--- RAW DATA ---

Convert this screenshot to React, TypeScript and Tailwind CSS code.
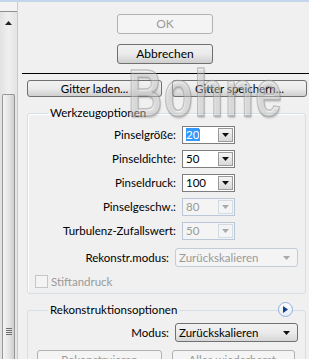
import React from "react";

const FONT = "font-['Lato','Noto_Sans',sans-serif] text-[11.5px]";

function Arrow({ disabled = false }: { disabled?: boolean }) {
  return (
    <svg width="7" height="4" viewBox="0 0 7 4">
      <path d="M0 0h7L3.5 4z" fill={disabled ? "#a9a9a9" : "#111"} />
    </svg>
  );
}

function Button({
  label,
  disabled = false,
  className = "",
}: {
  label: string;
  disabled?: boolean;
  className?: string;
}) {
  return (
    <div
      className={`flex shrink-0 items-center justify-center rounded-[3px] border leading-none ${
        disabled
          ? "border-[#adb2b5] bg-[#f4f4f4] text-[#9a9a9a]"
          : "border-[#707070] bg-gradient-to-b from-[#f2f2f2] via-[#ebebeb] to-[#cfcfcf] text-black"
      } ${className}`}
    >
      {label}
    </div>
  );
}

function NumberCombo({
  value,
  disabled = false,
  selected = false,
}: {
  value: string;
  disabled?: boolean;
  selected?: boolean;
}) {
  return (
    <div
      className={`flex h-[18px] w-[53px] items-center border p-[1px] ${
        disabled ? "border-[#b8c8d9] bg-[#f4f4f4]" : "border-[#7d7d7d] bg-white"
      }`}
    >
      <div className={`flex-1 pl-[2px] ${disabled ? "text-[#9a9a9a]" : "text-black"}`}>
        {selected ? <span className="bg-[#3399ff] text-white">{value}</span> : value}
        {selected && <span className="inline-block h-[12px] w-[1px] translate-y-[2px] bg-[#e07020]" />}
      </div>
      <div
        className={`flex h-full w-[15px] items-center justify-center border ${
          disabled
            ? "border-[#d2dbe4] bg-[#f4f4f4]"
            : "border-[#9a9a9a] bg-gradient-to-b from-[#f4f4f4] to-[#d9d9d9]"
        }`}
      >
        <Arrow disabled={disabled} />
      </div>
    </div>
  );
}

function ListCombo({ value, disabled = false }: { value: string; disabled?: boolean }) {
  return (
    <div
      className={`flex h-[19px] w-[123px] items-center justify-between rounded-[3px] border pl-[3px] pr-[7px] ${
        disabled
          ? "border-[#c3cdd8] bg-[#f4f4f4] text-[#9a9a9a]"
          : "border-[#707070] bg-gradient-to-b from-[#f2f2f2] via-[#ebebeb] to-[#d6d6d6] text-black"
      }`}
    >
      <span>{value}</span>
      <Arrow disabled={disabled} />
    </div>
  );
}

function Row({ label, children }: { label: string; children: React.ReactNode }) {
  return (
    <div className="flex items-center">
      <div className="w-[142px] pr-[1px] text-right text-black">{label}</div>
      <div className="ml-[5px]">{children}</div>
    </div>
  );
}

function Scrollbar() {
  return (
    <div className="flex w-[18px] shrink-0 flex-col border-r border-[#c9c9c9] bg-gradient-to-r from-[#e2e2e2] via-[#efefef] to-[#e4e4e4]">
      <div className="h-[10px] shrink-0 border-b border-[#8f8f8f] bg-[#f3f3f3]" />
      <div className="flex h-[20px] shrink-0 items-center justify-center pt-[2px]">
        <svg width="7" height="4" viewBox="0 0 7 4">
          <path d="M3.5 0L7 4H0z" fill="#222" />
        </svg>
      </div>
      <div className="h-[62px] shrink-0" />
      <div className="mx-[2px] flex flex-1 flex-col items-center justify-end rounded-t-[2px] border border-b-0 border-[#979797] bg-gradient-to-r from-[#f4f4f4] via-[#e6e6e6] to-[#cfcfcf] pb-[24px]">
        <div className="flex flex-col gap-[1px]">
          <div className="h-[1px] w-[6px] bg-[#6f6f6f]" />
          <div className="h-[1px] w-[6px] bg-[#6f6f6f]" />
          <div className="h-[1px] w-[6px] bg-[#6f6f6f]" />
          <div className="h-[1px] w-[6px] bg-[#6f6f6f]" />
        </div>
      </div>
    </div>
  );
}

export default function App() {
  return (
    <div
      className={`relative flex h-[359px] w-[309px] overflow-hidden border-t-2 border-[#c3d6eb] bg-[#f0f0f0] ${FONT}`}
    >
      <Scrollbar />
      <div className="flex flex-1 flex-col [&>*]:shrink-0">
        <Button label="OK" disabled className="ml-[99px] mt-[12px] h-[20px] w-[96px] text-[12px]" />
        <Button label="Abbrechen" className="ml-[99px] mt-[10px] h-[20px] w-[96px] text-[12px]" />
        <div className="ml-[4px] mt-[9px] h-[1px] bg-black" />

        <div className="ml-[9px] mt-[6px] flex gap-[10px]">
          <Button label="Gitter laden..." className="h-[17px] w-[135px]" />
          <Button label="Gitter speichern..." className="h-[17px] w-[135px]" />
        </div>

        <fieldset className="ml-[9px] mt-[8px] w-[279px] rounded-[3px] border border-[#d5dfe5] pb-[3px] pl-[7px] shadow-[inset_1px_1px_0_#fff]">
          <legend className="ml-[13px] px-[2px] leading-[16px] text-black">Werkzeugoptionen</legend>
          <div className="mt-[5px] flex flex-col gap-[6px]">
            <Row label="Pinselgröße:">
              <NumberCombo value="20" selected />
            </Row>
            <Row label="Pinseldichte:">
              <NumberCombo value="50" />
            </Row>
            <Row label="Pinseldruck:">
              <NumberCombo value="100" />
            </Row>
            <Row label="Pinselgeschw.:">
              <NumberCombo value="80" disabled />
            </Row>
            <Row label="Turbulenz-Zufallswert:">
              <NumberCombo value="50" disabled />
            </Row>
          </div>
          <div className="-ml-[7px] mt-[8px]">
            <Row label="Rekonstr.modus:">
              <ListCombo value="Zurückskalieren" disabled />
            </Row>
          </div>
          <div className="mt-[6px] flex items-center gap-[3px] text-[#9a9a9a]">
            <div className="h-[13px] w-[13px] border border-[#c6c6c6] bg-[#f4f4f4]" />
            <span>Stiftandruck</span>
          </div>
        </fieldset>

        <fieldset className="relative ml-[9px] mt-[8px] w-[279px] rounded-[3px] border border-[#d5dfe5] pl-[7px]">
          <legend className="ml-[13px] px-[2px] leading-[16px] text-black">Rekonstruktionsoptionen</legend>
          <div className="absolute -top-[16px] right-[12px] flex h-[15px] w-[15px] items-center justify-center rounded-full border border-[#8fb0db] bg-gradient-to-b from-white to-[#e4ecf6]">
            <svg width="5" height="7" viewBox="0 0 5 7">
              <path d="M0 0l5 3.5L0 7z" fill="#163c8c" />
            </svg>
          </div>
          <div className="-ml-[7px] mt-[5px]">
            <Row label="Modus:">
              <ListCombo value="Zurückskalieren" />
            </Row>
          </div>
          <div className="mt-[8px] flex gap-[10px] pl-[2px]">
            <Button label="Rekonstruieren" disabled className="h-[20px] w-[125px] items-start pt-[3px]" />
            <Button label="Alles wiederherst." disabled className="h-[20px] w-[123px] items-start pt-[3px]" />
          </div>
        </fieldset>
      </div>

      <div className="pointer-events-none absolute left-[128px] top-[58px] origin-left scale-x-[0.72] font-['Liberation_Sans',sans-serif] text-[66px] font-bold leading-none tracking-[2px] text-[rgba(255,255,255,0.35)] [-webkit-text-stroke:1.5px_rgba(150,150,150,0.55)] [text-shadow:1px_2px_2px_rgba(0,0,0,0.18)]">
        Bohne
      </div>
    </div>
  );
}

---

WHAT YOU WILL DO. Quote the listing above in full, except for the pictures.

TASK SOLUTION.
Convert this screenshot to React, TypeScript and Tailwind CSS code.
import React from "react";

const FONT = "font-['Lato','Noto_Sans',sans-serif] text-[11.5px]";

function Arrow({ disabled = false }: { disabled?: boolean }) {
  return (
    <svg width="7" height="4" viewBox="0 0 7 4">
      <path d="M0 0h7L3.5 4z" fill={disabled ? "#a9a9a9" : "#111"} />
    </svg>
  );
}

function Button({
  label,
  disabled = false,
  className = "",
}: {
  label: string;
  disabled?: boolean;
  className?: string;
}) {
  return (
    <div
      className={`flex shrink-0 items-center justify-center rounded-[3px] border leading-none ${
        disabled
          ? "border-[#adb2b5] bg-[#f4f4f4] text-[#9a9a9a]"
          : "border-[#707070] bg-gradient-to-b from-[#f2f2f2] via-[#ebebeb] to-[#cfcfcf] text-black"
      } ${className}`}
    >
      {label}
    </div>
  );
}

function NumberCombo({
  value,
  disabled = false,
  selected = false,
}: {
  value: string;
  disabled?: boolean;
  selected?: boolean;
}) {
  return (
    <div
      className={`flex h-[18px] w-[53px] items-center border p-[1px] ${
        disabled ? "border-[#b8c8d9] bg-[#f4f4f4]" : "border-[#7d7d7d] bg-white"
      }`}
    >
      <div className={`flex-1 pl-[2px] ${disabled ? "text-[#9a9a9a]" : "text-black"}`}>
        {selected ? <span className="bg-[#3399ff] text-white">{value}</span> : value}
        {selected && <span className="inline-block h-[12px] w-[1px] translate-y-[2px] bg-[#e07020]" />}
      </div>
      <div
        className={`flex h-full w-[15px] items-center justify-center border ${
          disabled
            ? "border-[#d2dbe4] bg-[#f4f4f4]"
            : "border-[#9a9a9a] bg-gradient-to-b from-[#f4f4f4] to-[#d9d9d9]"
        }`}
      >
        <Arrow disabled={disabled} />
      </div>
    </div>
  );
}

function ListCombo({ value, disabled = false }: { value: string; disabled?: boolean }) {
  return (
    <div
      className={`flex h-[19px] w-[123px] items-center justify-between rounded-[3px] border pl-[3px] pr-[7px] ${
        disabled
          ? "border-[#c3cdd8] bg-[#f4f4f4] text-[#9a9a9a]"
          : "border-[#707070] bg-gradient-to-b from-[#f2f2f2] via-[#ebebeb] to-[#d6d6d6] text-black"
      }`}
    >
      <span>{value}</span>
      <Arrow disabled={disabled} />
    </div>
  );
}

function Row({ label, children }: { label: string; children: React.ReactNode }) {
  return (
    <div className="flex items-center">
      <div className="w-[142px] pr-[1px] text-right text-black">{label}</div>
      <div className="ml-[5px]">{children}</div>
    </div>
  );
}

function Scrollbar() {
  return (
    <div className="flex w-[18px] shrink-0 flex-col border-r border-[#c9c9c9] bg-gradient-to-r from-[#e2e2e2] via-[#efefef] to-[#e4e4e4]">
      <div className="h-[10px] shrink-0 border-b border-[#8f8f8f] bg-[#f3f3f3]" />
      <div className="flex h-[20px] shrink-0 items-center justify-center pt-[2px]">
        <svg width="7" height="4" viewBox="0 0 7 4">
          <path d="M3.5 0L7 4H0z" fill="#222" />
        </svg>
      </div>
      <div className="h-[62px] shrink-0" />
      <div className="mx-[2px] flex flex-1 flex-col items-center justify-end rounded-t-[2px] border border-b-0 border-[#979797] bg-gradient-to-r from-[#f4f4f4] via-[#e6e6e6] to-[#cfcfcf] pb-[24px]">
        <div className="flex flex-col gap-[1px]">
          <div className="h-[1px] w-[6px] bg-[#6f6f6f]" />
          <div className="h-[1px] w-[6px] bg-[#6f6f6f]" />
          <div className="h-[1px] w-[6px] bg-[#6f6f6f]" />
          <div className="h-[1px] w-[6px] bg-[#6f6f6f]" />
        </div>
      </div>
    </div>
  );
}

export default function App() {
  return (
    <div
      className={`relative flex h-[359px] w-[309px] overflow-hidden border-t-2 border-[#c3d6eb] bg-[#f0f0f0] ${FONT}`}
    >
      <Scrollbar />
      <div className="flex flex-1 flex-col [&>*]:shrink-0">
        <Button label="OK" disabled className="ml-[99px] mt-[12px] h-[20px] w-[96px] text-[12px]" />
        <Button label="Abbrechen" className="ml-[99px] mt-[10px] h-[20px] w-[96px] text-[12px]" />
        <div className="ml-[4px] mt-[9px] h-[1px] bg-black" />

        <div className="ml-[9px] mt-[6px] flex gap-[10px]">
          <Button label="Gitter laden..." className="h-[17px] w-[135px]" />
          <Button label="Gitter speichern..." className="h-[17px] w-[135px]" />
        </div>

        <fieldset className="ml-[9px] mt-[8px] w-[279px] rounded-[3px] border border-[#d5dfe5] pb-[3px] pl-[7px] shadow-[inset_1px_1px_0_#fff]">
          <legend className="ml-[13px] px-[2px] leading-[16px] text-black">Werkzeugoptionen</legend>
          <div className="mt-[5px] flex flex-col gap-[6px]">
            <Row label="Pinselgröße:">
              <NumberCombo value="20" selected />
            </Row>
            <Row label="Pinseldichte:">
              <NumberCombo value="50" />
            </Row>
            <Row label="Pinseldruck:">
              <NumberCombo value="100" />
            </Row>
            <Row label="Pinselgeschw.:">
              <NumberCombo value="80" disabled />
            </Row>
            <Row label="Turbulenz-Zufallswert:">
              <NumberCombo value="50" disabled />
            </Row>
          </div>
          <div className="-ml-[7px] mt-[8px]">
            <Row label="Rekonstr.modus:">
              <ListCombo value="Zurückskalieren" disabled />
            </Row>
          </div>
          <div className="mt-[6px] flex items-center gap-[3px] text-[#9a9a9a]">
            <div className="h-[13px] w-[13px] border border-[#c6c6c6] bg-[#f4f4f4]" />
            <span>Stiftandruck</span>
          </div>
        </fieldset>

        <fieldset className="relative ml-[9px] mt-[8px] w-[279px] rounded-[3px] border border-[#d5dfe5] pl-[7px]">
          <legend className="ml-[13px] px-[2px] leading-[16px] text-black">Rekonstruktionsoptionen</legend>
          <div className="absolute -top-[16px] right-[12px] flex h-[15px] w-[15px] items-center justify-center rounded-full border border-[#8fb0db] bg-gradient-to-b from-white to-[#e4ecf6]">
            <svg width="5" height="7" viewBox="0 0 5 7">
              <path d="M0 0l5 3.5L0 7z" fill="#163c8c" />
            </svg>
          </div>
          <div className="-ml-[7px] mt-[5px]">
            <Row label="Modus:">
              <ListCombo value="Zurückskalieren" />
            </Row>
          </div>
          <div className="mt-[8px] flex gap-[10px] pl-[2px]">
            <Button label="Rekonstruieren" disabled className="h-[20px] w-[125px] items-start pt-[3px]" />
            <Button label="Alles wiederherst." disabled className="h-[20px] w-[123px] items-start pt-[3px]" />
          </div>
        </fieldset>
      </div>

      <div className="pointer-events-none absolute left-[128px] top-[58px] origin-left scale-x-[0.72] font-['Liberation_Sans',sans-serif] text-[66px] font-bold leading-none tracking-[2px] text-[rgba(255,255,255,0.35)] [-webkit-text-stroke:1.5px_rgba(150,150,150,0.55)] [text-shadow:1px_2px_2px_rgba(0,0,0,0.18)]">
        Bohne
      </div>
    </div>
  );
}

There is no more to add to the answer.